The LLM benchmarking service “Arthur” compared the performance of large language models such as GPT-4 for two important topics.
Arthur analyzed the hallucinations and response relativizations of OpenAI’s GPT-3.5 (~175 billion parameters) and GPT-4 (~1.76 trillion parameters) language models, Anthropic’s Claude 2 (parameters unknown), Meta’s Llama 2 (70 billion parameters), and Cohere’s Command model (~50 billion parameters).
To compare the hallucinations, Arthur asked questions about combinatorics and probability, U.S. presidents, and political leaders in Morocco. The questions were asked several times because the LLMs sometimes gave the right answer, sometimes a slightly wrong answer, and sometimes an entirely wrong answer to the same question.

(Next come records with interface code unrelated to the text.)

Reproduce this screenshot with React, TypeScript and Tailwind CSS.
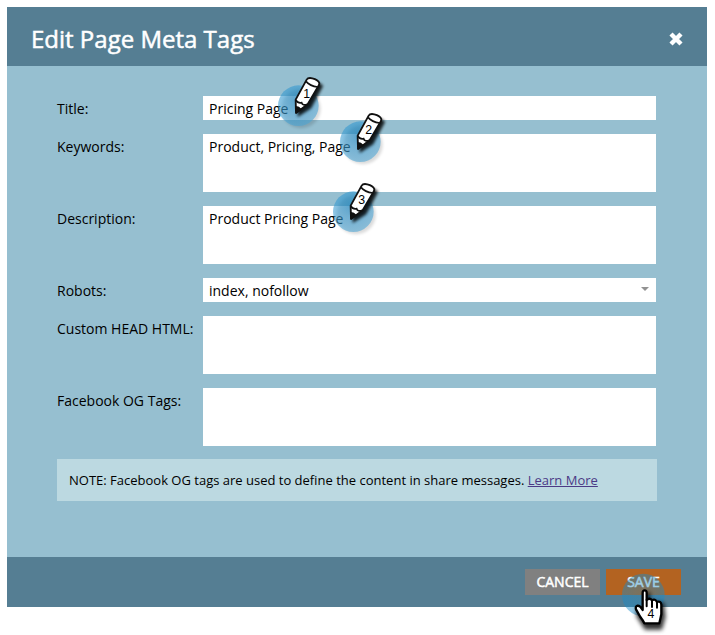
import type { ReactNode } from "react";

function Pencil({ step, className }: { step: number; className: string }) {
  return (
    <svg
      aria-hidden="true"
      viewBox="0 0 156 168"
      className={`pointer-events-none absolute z-10 h-[56px] w-[52px] overflow-visible ${className}`}
    >
      <defs>
        <radialGradient id={`glow${step}`} cx="0.45" cy="0.36" r="0.66">
          <stop offset="0" stopColor="#1f8ac6" stopOpacity="0.68" />
          <stop offset="0.5" stopColor="#3498cf" stopOpacity="0.6" />
          <stop offset="1" stopColor="#4aa5d6" stopOpacity="0.56" />
        </radialGradient>
        <filter id={`soft${step}`} x="-40%" y="-40%" width="190%" height="190%">
          <feGaussianBlur stdDeviation="5" />
        </filter>
      </defs>
      <circle cx="72" cy="104" r="59" fill="#000" opacity="0.14" filter={`url(#soft${step})`} />
      <circle cx="64" cy="95" r="61" fill={`url(#glow${step})`} />
      <path
        d="M64 125 64 83 97 26Q117 18 136 36L101 101Z"
        fill="#000"
        stroke="#000"
        strokeWidth="4"
        opacity="0.85"
        filter={`url(#soft${step})`}
      />
      <path
        d="M57 117 56 77 89 17Q93 10 106 13Q123 17 127 27L126 33 92 91Z"
        fill="#fff"
        stroke="#111"
        strokeWidth="5.5"
        strokeLinejoin="round"
      />
      <path d="M87 22Q99 36 122 39M56 78Q63 89 74 86Q77 96 91 91" fill="none" stroke="#111" strokeWidth="5" />
      <path d="M57 117 56 97Q66 97 74 106Z" fill="#111" stroke="#111" strokeWidth="2" />
      <text x="89" y="71" textAnchor="middle" fontSize="37" fill="#000" className="font-['Liberation_Sans',sans-serif]">
        {step}
      </text>
    </svg>
  );
}

function Hand() {
  return (
    <svg
      aria-hidden="true"
      viewBox="0 0 165 180"
      className="pointer-events-none absolute top-[4px] left-[14px] z-10 h-[60px] w-[55px] overflow-visible"
    >
      <defs>
        <radialGradient id="handGlow">
          <stop offset="0" stopColor="#2588bd" stopOpacity="0.36" />
          <stop offset="1" stopColor="#168bcb" stopOpacity="0.46" />
        </radialGradient>
        <filter id="handSoft" x="-40%" y="-40%" width="200%" height="200%">
          <feGaussianBlur stdDeviation="6" />
        </filter>
      </defs>
      <circle cx="70" cy="66" r="64" fill="url(#handGlow)" />
      <path d="M78 61H88V86L130 92 134 132 124 168H76L52 130V108L76 116Z" fill="#000" stroke="#000" strokeWidth="5" opacity="0.8" filter="url(#handSoft)" />
      <path
        d="M68 59Q68 52 74 52Q80 52 80 59V81Q88 73 96 82Q105 76 111 87Q123 83 124 95V124Q121 138 118 151H73Q69 142 61 132L48 109Q45 100 53 98Q61 98 68 111Z"
        fill="#fff"
        stroke="#000"
        strokeWidth="7"
        strokeLinejoin="round"
      />
      <path d="M80 80V100M96 83V102M111 88V104" stroke="#000" strokeWidth="6" strokeLinecap="round" />
      <text x="93" y="136" textAnchor="middle" fontSize="37" fill="#000" className="font-['Liberation_Sans',sans-serif]">
        4
      </text>
    </svg>
  );
}

function Field({ id, label, children }: { id: string; label: string; children: ReactNode }) {
  return (
    <div className="flex items-start">
      <label htmlFor={id} className="w-[146px] shrink-0 pt-0.5 leading-[22px] whitespace-nowrap">
        {label}
      </label>
      <div className="relative mr-px flex min-w-0 flex-1">{children}</div>
    </div>
  );
}

const area = "block h-[58px] w-full resize-none overflow-hidden bg-white px-1.5 pt-0.5 leading-[22px] outline-none";

export default function App() {
  return (
    <div className="min-h-screen bg-white p-2 pt-[7px] pl-[7px] font-['Open_Sans',sans-serif] text-[14px] text-black">
      <section role="dialog" aria-labelledby="dialog-title" className="bg-[#96bfd0]">
        <header className="flex h-[59px] items-center justify-between bg-[#557e93] pr-[23px] pl-6">
          <h1 id="dialog-title" className="pt-1 text-[24px] leading-8 font-normal text-white [-webkit-text-stroke:0.5px_white]">
            Edit Page Meta Tags
          </h1>
          <button type="button" aria-label="Close" className="mt-1">
            <svg viewBox="0 0 16 16" className="size-4">
              <path d="M3 3 13 13M13 3 3 13" stroke="#fff" strokeWidth="4.4" />
            </svg>
          </button>
        </header>

        <form className="flex flex-col gap-[14px] px-[50px] pt-[30px] pb-14">
          <Field id="title" label="Title:">
            <input id="title" defaultValue="Pricing Page" className="h-6 w-full bg-white px-1.5 outline-none" />
            <Pencil step={1} className="top-[-22px] left-[74px]" />
          </Field>
          <Field id="keywords" label="Keywords:">
            <textarea id="keywords" defaultValue="Product, Pricing, Page" className={area} />
            <Pencil step={2} className="top-[-24px] left-[136px]" />
          </Field>
          <Field id="description" label="Description:">
            <textarea id="description" defaultValue="Product Pricing Page" className={area} />
            <Pencil step={3} className="top-[-26px] left-[129px]" />
          </Field>
          <Field id="robots" label="Robots:">
            <select id="robots" className="h-6 w-full appearance-none bg-white px-1.5 outline-none">
              <option>index, nofollow</option>
            </select>
            <svg aria-hidden="true" viewBox="0 0 8 4" className="pointer-events-none absolute top-[9px] right-[7px] h-1 w-2">
              <path d="M0 0H8L4 4Z" fill="#929292" />
            </svg>
          </Field>
          <Field id="head" label="Custom HEAD HTML:">
            <textarea id="head" className={area} />
          </Field>
          <Field id="facebook" label="Facebook OG Tags:">
            <textarea id="facebook" className={area} />
          </Field>
          <p className="-mt-px bg-[#bcd9e1] px-3 py-[11px] text-[13px] leading-5">
            NOTE: Facebook OG tags are used to define the content in share messages.{" "}
            <a href="#learn" className="text-[#4b3a86] underline">Learn More</a>
          </p>
        </form>

        <footer className="flex h-[50px] items-center justify-end gap-1.5 bg-[#557e93] pr-[26px] text-white">
          <button type="button" className="h-[26px] w-[75px] bg-[#808080] leading-[26px] [-webkit-text-stroke:0.5px_white]">
            CANCEL
          </button>
          <button type="button" className="relative h-[26px] w-[75px] bg-[#b36321] leading-[26px] [-webkit-text-stroke:0.5px_white]">
            SAVE
            <Hand />
          </button>
        </footer>
      </section>
    </div>
  );
}
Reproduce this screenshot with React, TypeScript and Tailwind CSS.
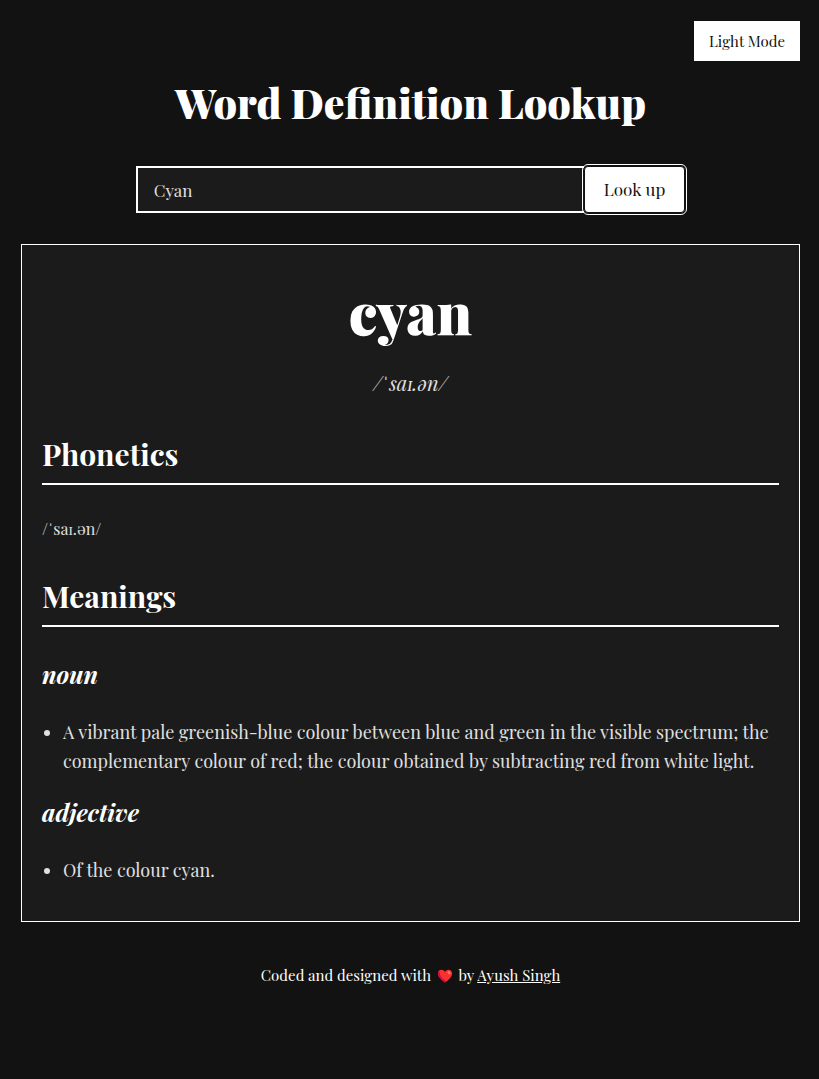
import { useState } from "react";

const meanings = [
  {
    part: "noun",
    definitions: [
      "A vibrant pale greenish-blue colour between blue and green in the visible spectrum; the complementary colour of red; the colour obtained by subtracting red from white light.",
    ],
  },
  { part: "adjective", definitions: ["Of the colour cyan."] },
];

function Heart() {
  return (
    <svg viewBox="0 0 18 16" className="mx-0.5 inline-block h-4 w-4 align-[-3px]" role="img" aria-label="love">
      <path
        d="M9 15.400C6 13.200 1 9.600 1 5.200 1 2.800 2.700 1 4.900 1 6.700 1 8.200 2 9 3.600 9.800 2 11.300 1 13.100 1 15.300 1 17 2.800 17 5.200c0 4.400-5 8-8 10.200z"
        fill="#f8312f"
      />
      <path d="M1 5.200c0 4.400 5 8 8 10.200l2-1.500C7 12 3 9 2.600 2 1.600 2.700 1 3.900 1 5.200z" fill="#ca0b4a" />
      <ellipse cx="13.600" cy="4.400" rx="1.500" ry="2" transform="rotate(-35 13.600 4.400)" fill="#f37366" />
    </svg>
  );
}

function SectionTitle({ children }: { children: string }) {
  return (
    <h3 className="border-b-2 border-white pb-[11px] text-[30px] leading-9 font-bold text-white">{children}</h3>
  );
}

export default function App() {
  const [word, setWord] = useState("Cyan");

  return (
    <div className="min-h-screen bg-[#121212] pt-[21px] pr-[19px] pl-[21px] font-['Playfair_Display','Liberation_Serif',serif] text-[#e0e0e0]">
      <div className="flex justify-end">
        <button type="button" className="h-10 bg-white px-[15px] text-[15px] text-[#121212]">
          Light Mode
        </button>
      </div>
      <main>
        <h1 className="mt-[13px] text-center text-[41px] leading-14 font-black text-white">Word Definition Lookup</h1>
        <form className="mt-9 flex justify-center" onSubmit={(e) => e.preventDefault()}>
          <input
            aria-label="Word"
            value={word}
            onChange={(e) => setWord(e.target.value)}
            className="h-[47px] w-[448px] border-2 border-r-0 border-white bg-[#1b1b1b] px-4 text-[17px]"
          />
          <button
            type="submit"
            className="rounded-sm border border-[#121212] bg-white px-[19px] text-[17px] text-[#121212] outline outline-offset-1 outline-white"
          >
            Look up
          </button>
        </form>
        <section className="mt-[31px] border border-white bg-[#1b1b1b] px-5 pt-5 pb-9">
          <h2 className="mt-[14px] text-center text-[57px] leading-16 font-black text-white">cyan</h2>
          <p className="mt-[26px] text-center text-xl italic">/ˈsaɪ.ən/</p>
          <div className="mt-[39px]">
            <SectionTitle>Phonetics</SectionTitle>
          </div>
          <p className="mt-8 text-base">/ˈsaɪ.ən/</p>
          <div className="mt-[37px]">
            <SectionTitle>Meanings</SectionTitle>
          </div>
          <div className="mt-[31px] flex flex-col gap-5">
            {meanings.map((m) => (
              <div key={m.part}>
                <h4 className="text-2xl font-bold text-white italic">{m.part}</h4>
                <ul className="mt-7 list-disc pl-[21px] text-lg leading-[29px]">
                  {m.definitions.map((d) => (
                    <li key={d}>{d}</li>
                  ))}
                </ul>
              </div>
            ))}
          </div>
        </section>
      </main>
      <footer className="mt-[42px] text-center text-[15px] text-white">
        Coded and designed with <Heart /> by{" "}
        <a href="#author" className="underline">
          Ayush Singh
        </a>
      </footer>
    </div>
  );
}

Claude 2 had the fewest hallucinations and more correct answers to questions about U.S. presidents, performing better than GPT-4 and significantly better than GPT-3.5 Turbo, which consistently failed. The latter is critical because the free ChatGPT is based on GPT-3.5 and is probably the most widely used by students and in schools.
Meta’s Llama 2 and Claude 2 were particularly likely to refuse to answer about Moroccan politicians, likely as a countermeasure against excessive hallucinations. GPT-4 was the only model with more correct answers than hallucinations in this test.
GPT-4 is more cautious than other models
In a second test, the benchmarking platform looked at the extent to which models hedge their answers, that is, preface their answers with a caveat such as “As a large language model, I cannot …”. This “hedging” of answers can frustrate users and is sometimes found in AI-generated texts by careless “authors.
For the hedging test, the platform used a dataset of generic questions that users might ask LLMs. The two GPT-4 models used hedging 3.3 and 2.9 percent of the time, respectively. GPT-3.5 turbo and Claude 2 did so only about two percent of the time, while Cohere did not use this mechanism.